Exercise prompt – Give the data below again exactly as written, without its pictures.

>> begin Material provided

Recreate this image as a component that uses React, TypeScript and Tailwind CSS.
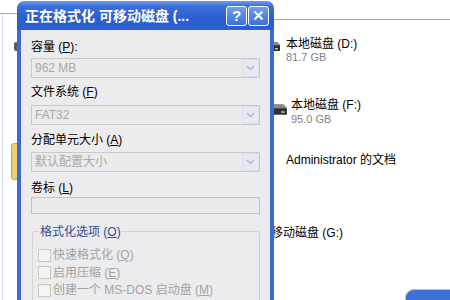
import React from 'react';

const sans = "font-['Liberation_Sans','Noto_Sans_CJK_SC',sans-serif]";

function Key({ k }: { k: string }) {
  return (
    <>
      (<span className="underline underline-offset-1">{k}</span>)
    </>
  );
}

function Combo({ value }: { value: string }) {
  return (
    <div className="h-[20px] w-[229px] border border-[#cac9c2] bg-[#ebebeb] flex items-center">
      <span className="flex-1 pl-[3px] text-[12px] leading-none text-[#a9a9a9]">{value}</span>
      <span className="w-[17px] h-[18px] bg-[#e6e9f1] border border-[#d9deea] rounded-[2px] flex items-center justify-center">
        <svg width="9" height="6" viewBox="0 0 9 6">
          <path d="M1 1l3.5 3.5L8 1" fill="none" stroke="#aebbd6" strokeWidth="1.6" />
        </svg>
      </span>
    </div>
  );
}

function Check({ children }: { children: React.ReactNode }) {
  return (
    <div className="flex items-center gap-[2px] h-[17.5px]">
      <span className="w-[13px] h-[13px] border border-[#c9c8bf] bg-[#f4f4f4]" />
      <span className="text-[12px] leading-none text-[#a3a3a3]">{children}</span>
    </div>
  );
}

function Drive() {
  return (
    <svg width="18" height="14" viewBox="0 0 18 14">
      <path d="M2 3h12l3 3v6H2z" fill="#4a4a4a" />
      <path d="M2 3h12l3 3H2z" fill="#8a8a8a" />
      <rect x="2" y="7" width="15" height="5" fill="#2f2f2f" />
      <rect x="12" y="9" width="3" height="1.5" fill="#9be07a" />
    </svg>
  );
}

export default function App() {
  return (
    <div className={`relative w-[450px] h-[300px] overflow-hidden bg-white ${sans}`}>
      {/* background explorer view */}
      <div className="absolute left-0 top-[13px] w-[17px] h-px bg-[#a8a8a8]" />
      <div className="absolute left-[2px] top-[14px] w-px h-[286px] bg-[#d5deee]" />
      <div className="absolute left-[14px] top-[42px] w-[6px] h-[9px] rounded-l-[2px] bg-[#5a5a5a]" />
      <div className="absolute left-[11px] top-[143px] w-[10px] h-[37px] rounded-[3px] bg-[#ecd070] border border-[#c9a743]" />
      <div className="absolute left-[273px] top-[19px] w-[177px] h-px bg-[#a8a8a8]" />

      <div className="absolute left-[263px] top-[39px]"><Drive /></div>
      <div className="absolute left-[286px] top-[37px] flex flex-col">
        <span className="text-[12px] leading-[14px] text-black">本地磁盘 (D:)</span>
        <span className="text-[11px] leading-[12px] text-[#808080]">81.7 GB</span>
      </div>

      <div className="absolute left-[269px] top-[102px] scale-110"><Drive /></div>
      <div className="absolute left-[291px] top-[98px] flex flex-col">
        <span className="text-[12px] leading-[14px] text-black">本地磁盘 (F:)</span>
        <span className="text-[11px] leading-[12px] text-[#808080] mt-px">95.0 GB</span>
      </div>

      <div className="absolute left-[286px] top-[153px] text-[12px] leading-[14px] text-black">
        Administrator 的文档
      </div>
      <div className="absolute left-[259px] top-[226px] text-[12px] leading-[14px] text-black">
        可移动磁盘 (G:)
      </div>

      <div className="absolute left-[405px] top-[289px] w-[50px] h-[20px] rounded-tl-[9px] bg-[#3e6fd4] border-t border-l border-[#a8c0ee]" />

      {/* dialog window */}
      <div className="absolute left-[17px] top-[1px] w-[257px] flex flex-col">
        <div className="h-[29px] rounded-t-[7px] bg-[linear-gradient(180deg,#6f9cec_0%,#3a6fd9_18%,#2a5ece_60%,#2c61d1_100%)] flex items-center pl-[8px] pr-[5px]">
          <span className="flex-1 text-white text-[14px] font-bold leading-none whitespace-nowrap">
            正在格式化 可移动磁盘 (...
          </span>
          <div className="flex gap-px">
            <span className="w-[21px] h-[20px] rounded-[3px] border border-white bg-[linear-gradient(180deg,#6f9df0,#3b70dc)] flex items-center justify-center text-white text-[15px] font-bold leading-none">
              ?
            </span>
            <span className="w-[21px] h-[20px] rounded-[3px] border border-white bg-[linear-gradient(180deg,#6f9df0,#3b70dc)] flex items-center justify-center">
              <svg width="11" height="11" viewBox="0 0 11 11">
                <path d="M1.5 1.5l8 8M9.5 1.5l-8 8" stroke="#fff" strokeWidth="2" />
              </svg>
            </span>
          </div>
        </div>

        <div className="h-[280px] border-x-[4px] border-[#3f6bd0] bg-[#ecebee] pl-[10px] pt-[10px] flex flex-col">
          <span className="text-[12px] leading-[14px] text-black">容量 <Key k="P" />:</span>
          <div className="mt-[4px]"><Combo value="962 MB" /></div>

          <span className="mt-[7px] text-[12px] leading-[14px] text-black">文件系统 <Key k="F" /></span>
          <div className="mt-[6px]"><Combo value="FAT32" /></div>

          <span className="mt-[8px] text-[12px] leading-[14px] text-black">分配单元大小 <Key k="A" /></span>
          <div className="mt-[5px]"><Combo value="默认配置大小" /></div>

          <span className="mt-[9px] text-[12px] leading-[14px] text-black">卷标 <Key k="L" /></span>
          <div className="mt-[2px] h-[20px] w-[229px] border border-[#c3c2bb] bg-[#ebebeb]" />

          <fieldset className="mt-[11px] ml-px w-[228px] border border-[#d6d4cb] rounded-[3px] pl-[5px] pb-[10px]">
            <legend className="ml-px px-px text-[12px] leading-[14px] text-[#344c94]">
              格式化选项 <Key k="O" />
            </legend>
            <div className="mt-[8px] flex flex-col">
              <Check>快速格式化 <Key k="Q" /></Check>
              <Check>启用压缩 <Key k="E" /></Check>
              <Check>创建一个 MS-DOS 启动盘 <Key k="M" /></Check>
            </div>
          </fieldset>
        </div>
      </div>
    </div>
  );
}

>> end Material provided

Solved exercise –
Recreate this image as a component that uses React, TypeScript and Tailwind CSS.
import React from 'react';

const sans = "font-['Liberation_Sans','Noto_Sans_CJK_SC',sans-serif]";

function Key({ k }: { k: string }) {
  return (
    <>
      (<span className="underline underline-offset-1">{k}</span>)
    </>
  );
}

function Combo({ value }: { value: string }) {
  return (
    <div className="h-[20px] w-[229px] border border-[#cac9c2] bg-[#ebebeb] flex items-center">
      <span className="flex-1 pl-[3px] text-[12px] leading-none text-[#a9a9a9]">{value}</span>
      <span className="w-[17px] h-[18px] bg-[#e6e9f1] border border-[#d9deea] rounded-[2px] flex items-center justify-center">
        <svg width="9" height="6" viewBox="0 0 9 6">
          <path d="M1 1l3.5 3.5L8 1" fill="none" stroke="#aebbd6" strokeWidth="1.6" />
        </svg>
      </span>
    </div>
  );
}

function Check({ children }: { children: React.ReactNode }) {
  return (
    <div className="flex items-center gap-[2px] h-[17.5px]">
      <span className="w-[13px] h-[13px] border border-[#c9c8bf] bg-[#f4f4f4]" />
      <span className="text-[12px] leading-none text-[#a3a3a3]">{children}</span>
    </div>
  );
}

function Drive() {
  return (
    <svg width="18" height="14" viewBox="0 0 18 14">
      <path d="M2 3h12l3 3v6H2z" fill="#4a4a4a" />
      <path d="M2 3h12l3 3H2z" fill="#8a8a8a" />
      <rect x="2" y="7" width="15" height="5" fill="#2f2f2f" />
      <rect x="12" y="9" width="3" height="1.5" fill="#9be07a" />
    </svg>
  );
}

export default function App() {
  return (
    <div className={`relative w-[450px] h-[300px] overflow-hidden bg-white ${sans}`}>
      {/* background explorer view */}
      <div className="absolute left-0 top-[13px] w-[17px] h-px bg-[#a8a8a8]" />
      <div className="absolute left-[2px] top-[14px] w-px h-[286px] bg-[#d5deee]" />
      <div className="absolute left-[14px] top-[42px] w-[6px] h-[9px] rounded-l-[2px] bg-[#5a5a5a]" />
      <div className="absolute left-[11px] top-[143px] w-[10px] h-[37px] rounded-[3px] bg-[#ecd070] border border-[#c9a743]" />
      <div className="absolute left-[273px] top-[19px] w-[177px] h-px bg-[#a8a8a8]" />

      <div className="absolute left-[263px] top-[39px]"><Drive /></div>
      <div className="absolute left-[286px] top-[37px] flex flex-col">
        <span className="text-[12px] leading-[14px] text-black">本地磁盘 (D:)</span>
        <span className="text-[11px] leading-[12px] text-[#808080]">81.7 GB</span>
      </div>

      <div className="absolute left-[269px] top-[102px] scale-110"><Drive /></div>
      <div className="absolute left-[291px] top-[98px] flex flex-col">
        <span className="text-[12px] leading-[14px] text-black">本地磁盘 (F:)</span>
        <span className="text-[11px] leading-[12px] text-[#808080] mt-px">95.0 GB</span>
      </div>

      <div className="absolute left-[286px] top-[153px] text-[12px] leading-[14px] text-black">
        Administrator 的文档
      </div>
      <div className="absolute left-[259px] top-[226px] text-[12px] leading-[14px] text-black">
        可移动磁盘 (G:)
      </div>

      <div className="absolute left-[405px] top-[289px] w-[50px] h-[20px] rounded-tl-[9px] bg-[#3e6fd4] border-t border-l border-[#a8c0ee]" />

      {/* dialog window */}
      <div className="absolute left-[17px] top-[1px] w-[257px] flex flex-col">
        <div className="h-[29px] rounded-t-[7px] bg-[linear-gradient(180deg,#6f9cec_0%,#3a6fd9_18%,#2a5ece_60%,#2c61d1_100%)] flex items-center pl-[8px] pr-[5px]">
          <span className="flex-1 text-white text-[14px] font-bold leading-none whitespace-nowrap">
            正在格式化 可移动磁盘 (...
          </span>
          <div className="flex gap-px">
            <span className="w-[21px] h-[20px] rounded-[3px] border border-white bg-[linear-gradient(180deg,#6f9df0,#3b70dc)] flex items-center justify-center text-white text-[15px] font-bold leading-none">
              ?
            </span>
            <span className="w-[21px] h-[20px] rounded-[3px] border border-white bg-[linear-gradient(180deg,#6f9df0,#3b70dc)] flex items-center justify-center">
              <svg width="11" height="11" viewBox="0 0 11 11">
                <path d="M1.5 1.5l8 8M9.5 1.5l-8 8" stroke="#fff" strokeWidth="2" />
              </svg>
            </span>
          </div>
        </div>

        <div className="h-[280px] border-x-[4px] border-[#3f6bd0] bg-[#ecebee] pl-[10px] pt-[10px] flex flex-col">
          <span className="text-[12px] leading-[14px] text-black">容量 <Key k="P" />:</span>
          <div className="mt-[4px]"><Combo value="962 MB" /></div>

          <span className="mt-[7px] text-[12px] leading-[14px] text-black">文件系统 <Key k="F" /></span>
          <div className="mt-[6px]"><Combo value="FAT32" /></div>

          <span className="mt-[8px] text-[12px] leading-[14px] text-black">分配单元大小 <Key k="A" /></span>
          <div className="mt-[5px]"><Combo value="默认配置大小" /></div>

          <span className="mt-[9px] text-[12px] leading-[14px] text-black">卷标 <Key k="L" /></span>
          <div className="mt-[2px] h-[20px] w-[229px] border border-[#c3c2bb] bg-[#ebebeb]" />

          <fieldset className="mt-[11px] ml-px w-[228px] border border-[#d6d4cb] rounded-[3px] pl-[5px] pb-[10px]">
            <legend className="ml-px px-px text-[12px] leading-[14px] text-[#344c94]">
              格式化选项 <Key k="O" />
            </legend>
            <div className="mt-[8px] flex flex-col">
              <Check>快速格式化 <Key k="Q" /></Check>
              <Check>启用压缩 <Key k="E" /></Check>
              <Check>创建一个 MS-DOS 启动盘 <Key k="M" /></Check>
            </div>
          </fieldset>
        </div>
      </div>
    </div>
  );
}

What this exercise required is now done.